Platform-first: Surpassing the limits on capital and innovation
As with the unbundling approach, the ongoing rebundling efforts of most consumer-focused fintech startups also has its limits. Taking the example of lending startups, which have been prone to jump on the rebundling bandwagon globally, they have had to rely on (expensive) external sources of funding originated from traditional banks, multi-finance companies, credit hedge funds, etc., constraining their margins, especially as compared to banking incumbents. Going to other ancillary services does not solve their fundamental unit economics problem even if it (theoretically) increases their customer LTV.
On the consumer side, while access to credit is a key painpoint for subprime clients in both developed and developing markets, fintech players despite their rebundling efforts have not yet been able to displace traditional banks to access the consumer fintech “holy grail”: checking accounts constraining their ability to finance themselves at lower costs and cross-sell.
In order to break away from these limits, some fintech players are choosing to become fully-fledged banks. In the US, Lending Club acquired Radius Bank, a FDIC-regulated, retail deposit-taking bank, last month. Varo, a digital bank that was relying on 3rd party licensed community banks to acquire depositors, also announced that it became the first fintech in the US to obtain a retail bank charter. In both cases, a cheaper and more stable access to capital as well as the ability to cross-sell and innovate without relying on partners were cited as key decision factors.
The past decade also saw fintechs going platform-first, redefining the bank as a store of value holder. Starting with checking accounts or better yet market-leading savings accounts, neobanks licensed to take retail deposits such as N26, Chime, NuBank, and Monzo catered to different segments of the population from mass-affluent travelers (Revolut/Niyo) to SMEs (Atom/Qonto).
This platform-first approach generates better unit economics than the single-product approach by drastically reducing cost of capital. It also created enough margin to release products covering liabilities aside from pure asset-focused products, catering to a wider range of customer needs.

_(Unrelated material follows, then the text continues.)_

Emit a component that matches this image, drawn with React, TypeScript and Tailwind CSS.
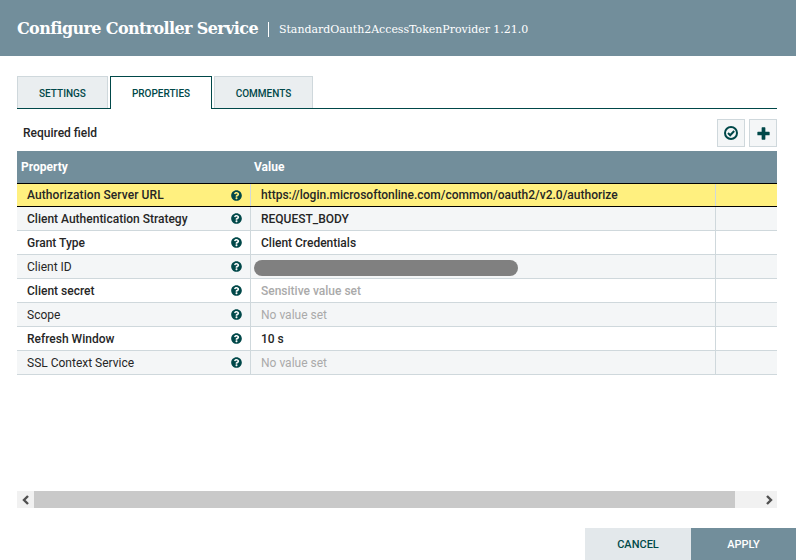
import { FaQuestionCircle } from "react-icons/fa";

type Row = {
  name: string;
  value: string;
  required?: boolean;
  kind?: "set" | "unset" | "sensitive" | "hidden";
};

const rows: Row[] = [
  { name: "Client Authentication Strategy", value: "REQUEST_BODY", required: true, kind: "set" },
  { name: "Grant Type", value: "Client Credentials", required: true, kind: "set" },
  { name: "Client ID", value: "", kind: "hidden" },
  { name: "Client secret", value: "Sensitive value set", required: true, kind: "sensitive" },
  { name: "Scope", value: "No value set", kind: "unset" },
  { name: "Refresh Window", value: "10 s", required: true, kind: "set" },
  { name: "SSL Context Service", value: "No value set", kind: "unset" },
];

function Tab({ label, active }: { label: string; active?: boolean }) {
  if (active) {
    return (
      <div className="w-[102px] h-[33px] -mb-px pt-px flex items-center justify-center bg-white border border-[#004849] border-b-0 text-[10px] font-medium text-[#004849]">
        {label}
      </div>
    );
  }
  return (
    <div className="h-[32px] pt-[2px] flex items-center justify-center bg-[#eaeef0] border border-[#cfd8dc] border-b-0 text-[10px] font-medium text-[#004849]">
      {label}
    </div>
  );
}

function App() {
  return (
    <div className="w-[796px] h-[560px] bg-white flex flex-col overflow-hidden font-['Roboto',sans-serif] text-[#262626]">
      <div className="h-[56px] bg-[#728e9b] flex items-center pl-[17px] text-white shrink-0">
        <span className="pt-[2px] font-['DejaVu_Serif',serif] font-bold text-[16px] tracking-[-0.62px]">Configure Controller Service</span>
        <span className="w-px h-[15px] mt-[3px] bg-white ml-[10px] mr-[10px]" />
        <span className="pt-[5px] font-['DejaVu_Serif',serif] text-[11px] tracking-[-0.03px]">StandardOauth2AccessTokenProvider 1.21.0</span>
      </div>

      <div className="mx-[17px] w-[760px] mt-[20px] h-[33px] flex items-end gap-[2px] border-b border-[#004849]">
        <div className="w-[91px]"><Tab label="SETTINGS" /></div>
        <Tab label="PROPERTIES" active />
        <div className="w-[99px]"><Tab label="COMMENTS" /></div>
      </div>

      <div className="mx-[17px] w-[760px] h-[42px] flex items-start justify-between">
        <div className="pl-[6px] pt-[17px] text-[12px] leading-[14px] font-medium">Required field</div>
        <div className="flex gap-[4px] pt-[10px]">
          <div className="w-[28px] h-[28px] bg-[#f4f6f7] border border-[#cfd8dc] flex items-center justify-center text-[#004849]">
            <svg width="16" height="16" viewBox="0 0 16 16" fill="none" stroke="currentColor">
              <circle cx="8" cy="8" r="6" strokeWidth="2" />
              <path d="M5 8l2.2 2.2L11.2 6" strokeWidth="2" />
            </svg>
          </div>
          <div className="w-[28px] h-[28px] bg-[#f4f6f7] border border-[#cfd8dc] flex items-center justify-center text-[#004849]">
            <svg width="13" height="13" viewBox="0 0 14 14" fill="currentColor">
              <path d="M5 1a.6.6 0 0 1 .6-.6h2.8A.6.6 0 0 1 9 1v4h4a.6.6 0 0 1 .6.6v2.8a.6.6 0 0 1-.6.6H9v4a.6.6 0 0 1-.6.6H5.600a.6.6 0 0 1-.6-.6V9H1a.6.6 0 0 1-.6-.6V5.600A.6.6 0 0 1 1 5h4z" />
            </svg>
          </div>
        </div>
      </div>

      <div className="mx-[17px] w-[760px] flex flex-col">
        <div className="h-[32px] bg-[#728e9b] flex items-center text-white text-[12px] font-bold">
          <div className="w-[233px] pl-[4px]">Property</div>
          <div className="pl-[4px]">Value</div>
        </div>

        <div className="h-[24px] bg-[#fff07f] border-y border-black flex text-[12px] font-medium">
          <div className="w-[234px] pl-[10px] pr-[8px] flex items-center justify-between border-r border-[#cfd8dc]">
            <span className="tracking-[0.08px]">Authorization Server URL</span>
            <FaQuestionCircle size={11} className="text-[#004849]" />
          </div>
          <div className="w-[465px] pl-[10px] flex items-center border-r border-[#cfd8dc]">
            https://login.microsoftonline.com/common/oauth2/v2.0/authorize
          </div>
        </div>

        {rows.map((row, i) => (
          <div
            key={row.name}
            className={`h-[24px] flex text-[12px] border-b border-[#cfd8dc] ${i % 2 === 0 ? "bg-[#f4f6f7]" : "bg-white"}`}
          >
            <div className={`w-[234px] pt-px pl-[10px] pr-[8px] flex items-center justify-between border-r border-[#cfd8dc] ${row.required ? "font-medium" : ""}`}>
              <span>{row.name}</span>
              <FaQuestionCircle size={11} className="text-[#004849] -mt-px" />
            </div>
            <div className="w-[465px] pt-px relative flex items-center pl-[10px] border-r border-[#cfd8dc]">
              {row.kind === "hidden" && (
                <div className="absolute left-[3px] top-[5px] w-[264px] h-[16px] rounded-full bg-[#808080]" />
              )}
              {row.kind === "set" && <span className="font-medium">{row.value}</span>}
              {row.kind === "sensitive" && <span className="font-medium text-[#aaaaaa]">{row.value}</span>}
              {row.kind === "unset" && <span className="text-[#aaaaaa]">{row.value}</span>}
            </div>
          </div>
        ))}
      </div>

      <div className="mx-[17px] w-[760px] mt-[116px] h-[17px] bg-[#f1f1f1] flex items-center">
        <div className="w-[17px] flex justify-center">
          <svg width="8" height="10" viewBox="0 0 8 10"><path d="M6 1 2 5l4 4" fill="none" stroke="#505050" strokeWidth="2.400" /></svg>
        </div>
        <div className="w-[701px] h-full bg-[#c9c9c9]" />
        <div className="flex-1 flex justify-end pr-[4px]">
          <svg width="8" height="10" viewBox="0 0 8 10"><path d="M2 1l4 4-4 4" fill="none" stroke="#505050" strokeWidth="2.400" /></svg>
        </div>
      </div>

      <div className="mt-[20px] h-[32px] flex justify-end text-[11px] font-medium">
        <div className="w-[106px] pt-[2px] bg-[#e3e8eb] text-[#004849] flex items-center justify-center">CANCEL</div>
        <div className="w-[105px] pt-[2px] bg-[#728e9b] text-white flex items-center justify-center">APPLY</div>
      </div>
    </div>
  );
}

export default App;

Embracing the platform-first approach in Southeast Asia
In Southeast Asia, TONIK Bank is the first to embrace this platform-first approach. Based in the Philippines as the first stand-alone, fully-licensed neobank in the country, the bank will cater to retail consumers across the entire credit spectrum from prime to unbanked segments of the population.
While there has been a lot of coverage recently on Singapore’s efforts to open up the local retail and wholesale banking market to new players, the Philippines was the first country to pull the trigger on the neobank model given how much pent-up demand exists locally.
There are indeed close to 1M mass-affluent households in the country frustrated by their experience with brick-and-mortar local banks (eg slow and analog processing, high fees). More importantly, close to 20M households are currently underbanked or unbanked. For the latter, the frustration over the years manifests in their unsustainable financial situation. Many of them turn to local loan sharks and pawn shops as their only sources of access to credit. TONIK will be offering both segments of the population a clearly differentiated proposition on both financing and deposit products.
In TONIK, we are not only backing the future of fintech in the region, we are also backing a fantastic team of industry veterans who have previously launched and scaled emerging market-based banks. We are excited to invest in their vision and energy as they not only deliver on the ease and convenience of banking but also redefine how fintechs leverage on capital and innovation.